**Your objective:** Reproduce the listing word for word. Skip any image.

**Stored data:**
═══
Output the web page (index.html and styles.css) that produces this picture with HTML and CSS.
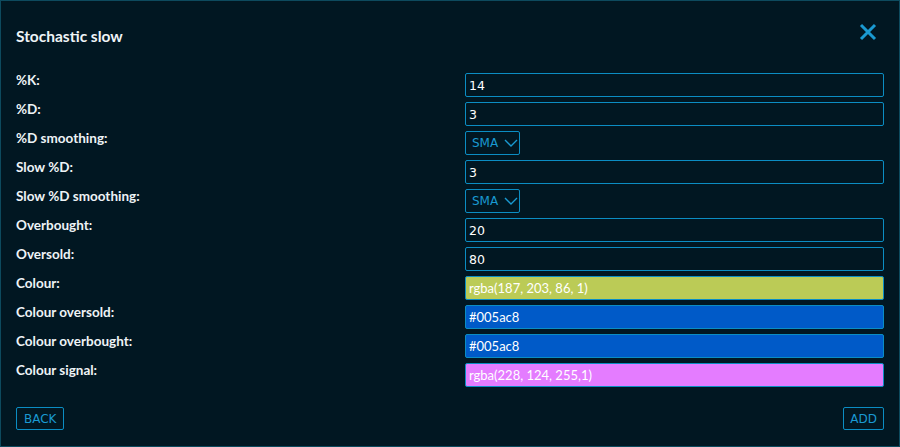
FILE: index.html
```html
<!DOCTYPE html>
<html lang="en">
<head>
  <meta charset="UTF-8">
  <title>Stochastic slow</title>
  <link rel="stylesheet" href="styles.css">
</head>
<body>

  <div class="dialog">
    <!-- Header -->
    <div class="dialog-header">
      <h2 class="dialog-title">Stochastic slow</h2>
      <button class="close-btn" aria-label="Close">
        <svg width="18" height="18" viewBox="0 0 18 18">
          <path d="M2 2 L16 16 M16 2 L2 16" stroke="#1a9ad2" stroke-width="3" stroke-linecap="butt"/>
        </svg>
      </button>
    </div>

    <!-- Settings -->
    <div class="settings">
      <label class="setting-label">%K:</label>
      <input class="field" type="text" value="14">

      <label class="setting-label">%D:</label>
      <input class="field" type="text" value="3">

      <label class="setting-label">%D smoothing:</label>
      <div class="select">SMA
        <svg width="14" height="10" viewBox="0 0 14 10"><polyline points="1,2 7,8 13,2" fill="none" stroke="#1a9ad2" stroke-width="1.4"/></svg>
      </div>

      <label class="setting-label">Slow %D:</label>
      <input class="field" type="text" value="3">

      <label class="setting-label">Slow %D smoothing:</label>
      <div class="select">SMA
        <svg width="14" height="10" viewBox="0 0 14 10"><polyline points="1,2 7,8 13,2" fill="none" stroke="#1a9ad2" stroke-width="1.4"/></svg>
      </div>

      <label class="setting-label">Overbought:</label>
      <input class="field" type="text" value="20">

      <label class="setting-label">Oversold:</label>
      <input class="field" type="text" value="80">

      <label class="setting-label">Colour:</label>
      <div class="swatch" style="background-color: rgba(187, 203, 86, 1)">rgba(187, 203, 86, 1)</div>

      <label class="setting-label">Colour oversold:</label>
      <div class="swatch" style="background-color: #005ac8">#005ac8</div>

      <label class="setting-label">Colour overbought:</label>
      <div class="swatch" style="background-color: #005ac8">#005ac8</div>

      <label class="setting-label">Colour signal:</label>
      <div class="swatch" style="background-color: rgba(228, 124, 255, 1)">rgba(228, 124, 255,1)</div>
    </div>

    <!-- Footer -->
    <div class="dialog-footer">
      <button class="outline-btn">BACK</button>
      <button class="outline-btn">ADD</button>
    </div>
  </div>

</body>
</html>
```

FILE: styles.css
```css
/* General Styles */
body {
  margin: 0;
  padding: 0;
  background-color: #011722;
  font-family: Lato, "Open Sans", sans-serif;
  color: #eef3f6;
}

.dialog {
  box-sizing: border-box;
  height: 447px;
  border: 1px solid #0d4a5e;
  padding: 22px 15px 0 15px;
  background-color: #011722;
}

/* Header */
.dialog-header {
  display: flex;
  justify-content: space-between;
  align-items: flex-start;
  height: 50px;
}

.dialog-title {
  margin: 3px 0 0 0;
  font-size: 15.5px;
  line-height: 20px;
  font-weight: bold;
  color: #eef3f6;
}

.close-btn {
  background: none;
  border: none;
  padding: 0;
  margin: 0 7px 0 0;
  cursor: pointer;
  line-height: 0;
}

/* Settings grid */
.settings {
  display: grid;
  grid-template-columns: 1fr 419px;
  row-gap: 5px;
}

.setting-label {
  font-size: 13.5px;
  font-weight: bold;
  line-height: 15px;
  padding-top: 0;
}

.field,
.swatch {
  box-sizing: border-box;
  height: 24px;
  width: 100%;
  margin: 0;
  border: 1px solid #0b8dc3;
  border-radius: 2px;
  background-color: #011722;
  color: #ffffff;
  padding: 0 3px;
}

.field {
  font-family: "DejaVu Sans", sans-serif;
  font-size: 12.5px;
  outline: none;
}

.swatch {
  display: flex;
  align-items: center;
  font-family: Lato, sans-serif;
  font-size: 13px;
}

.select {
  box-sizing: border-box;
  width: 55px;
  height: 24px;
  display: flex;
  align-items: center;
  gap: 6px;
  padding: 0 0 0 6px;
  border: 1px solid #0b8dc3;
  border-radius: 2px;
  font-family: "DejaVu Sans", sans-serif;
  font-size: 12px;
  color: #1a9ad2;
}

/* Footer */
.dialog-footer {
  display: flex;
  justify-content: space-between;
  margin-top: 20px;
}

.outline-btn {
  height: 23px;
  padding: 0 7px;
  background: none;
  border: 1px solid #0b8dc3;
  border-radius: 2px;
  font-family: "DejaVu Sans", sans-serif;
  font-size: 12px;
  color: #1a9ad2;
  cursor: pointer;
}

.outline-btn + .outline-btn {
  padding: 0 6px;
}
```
═══
**Full answer:**
Output the web page (index.html and styles.css) that produces this picture with HTML and CSS.
FILE: index.html
```html
<!DOCTYPE html>
<html lang="en">
<head>
  <meta charset="UTF-8">
  <title>Stochastic slow</title>
  <link rel="stylesheet" href="styles.css">
</head>
<body>

  <div class="dialog">
    <!-- Header -->
    <div class="dialog-header">
      <h2 class="dialog-title">Stochastic slow</h2>
      <button class="close-btn" aria-label="Close">
        <svg width="18" height="18" viewBox="0 0 18 18">
          <path d="M2 2 L16 16 M16 2 L2 16" stroke="#1a9ad2" stroke-width="3" stroke-linecap="butt"/>
        </svg>
      </button>
    </div>

    <!-- Settings -->
    <div class="settings">
      <label class="setting-label">%K:</label>
      <input class="field" type="text" value="14">

      <label class="setting-label">%D:</label>
      <input class="field" type="text" value="3">

      <label class="setting-label">%D smoothing:</label>
      <div class="select">SMA
        <svg width="14" height="10" viewBox="0 0 14 10"><polyline points="1,2 7,8 13,2" fill="none" stroke="#1a9ad2" stroke-width="1.4"/></svg>
      </div>

      <label class="setting-label">Slow %D:</label>
      <input class="field" type="text" value="3">

      <label class="setting-label">Slow %D smoothing:</label>
      <div class="select">SMA
        <svg width="14" height="10" viewBox="0 0 14 10"><polyline points="1,2 7,8 13,2" fill="none" stroke="#1a9ad2" stroke-width="1.4"/></svg>
      </div>

      <label class="setting-label">Overbought:</label>
      <input class="field" type="text" value="20">

      <label class="setting-label">Oversold:</label>
      <input class="field" type="text" value="80">

      <label class="setting-label">Colour:</label>
      <div class="swatch" style="background-color: rgba(187, 203, 86, 1)">rgba(187, 203, 86, 1)</div>

      <label class="setting-label">Colour oversold:</label>
      <div class="swatch" style="background-color: #005ac8">#005ac8</div>

      <label class="setting-label">Colour overbought:</label>
      <div class="swatch" style="background-color: #005ac8">#005ac8</div>

      <label class="setting-label">Colour signal:</label>
      <div class="swatch" style="background-color: rgba(228, 124, 255, 1)">rgba(228, 124, 255,1)</div>
    </div>

    <!-- Footer -->
    <div class="dialog-footer">
      <button class="outline-btn">BACK</button>
      <button class="outline-btn">ADD</button>
    </div>
  </div>

</body>
</html>
```

FILE: styles.css
```css
/* General Styles */
body {
  margin: 0;
  padding: 0;
  background-color: #011722;
  font-family: Lato, "Open Sans", sans-serif;
  color: #eef3f6;
}

.dialog {
  box-sizing: border-box;
  height: 447px;
  border: 1px solid #0d4a5e;
  padding: 22px 15px 0 15px;
  background-color: #011722;
}

/* Header */
.dialog-header {
  display: flex;
  justify-content: space-between;
  align-items: flex-start;
  height: 50px;
}

.dialog-title {
  margin: 3px 0 0 0;
  font-size: 15.5px;
  line-height: 20px;
  font-weight: bold;
  color: #eef3f6;
}

.close-btn {
  background: none;
  border: none;
  padding: 0;
  margin: 0 7px 0 0;
  cursor: pointer;
  line-height: 0;
}

/* Settings grid */
.settings {
  display: grid;
  grid-template-columns: 1fr 419px;
  row-gap: 5px;
}

.setting-label {
  font-size: 13.5px;
  font-weight: bold;
  line-height: 15px;
  padding-top: 0;
}

.field,
.swatch {
  box-sizing: border-box;
  height: 24px;
  width: 100%;
  margin: 0;
  border: 1px solid #0b8dc3;
  border-radius: 2px;
  background-color: #011722;
  color: #ffffff;
  padding: 0 3px;
}

.field {
  font-family: "DejaVu Sans", sans-serif;
  font-size: 12.5px;
  outline: none;
}

.swatch {
  display: flex;
  align-items: center;
  font-family: Lato, sans-serif;
  font-size: 13px;
}

.select {
  box-sizing: border-box;
  width: 55px;
  height: 24px;
  display: flex;
  align-items: center;
  gap: 6px;
  padding: 0 0 0 6px;
  border: 1px solid #0b8dc3;
  border-radius: 2px;
  font-family: "DejaVu Sans", sans-serif;
  font-size: 12px;
  color: #1a9ad2;
}

/* Footer */
.dialog-footer {
  display: flex;
  justify-content: space-between;
  margin-top: 20px;
}

.outline-btn {
  height: 23px;
  padding: 0 7px;
  background: none;
  border: 1px solid #0b8dc3;
  border-radius: 2px;
  font-family: "DejaVu Sans", sans-serif;
  font-size: 12px;
  color: #1a9ad2;
  cursor: pointer;
}

.outline-btn + .outline-btn {
  padding: 0 6px;
}
```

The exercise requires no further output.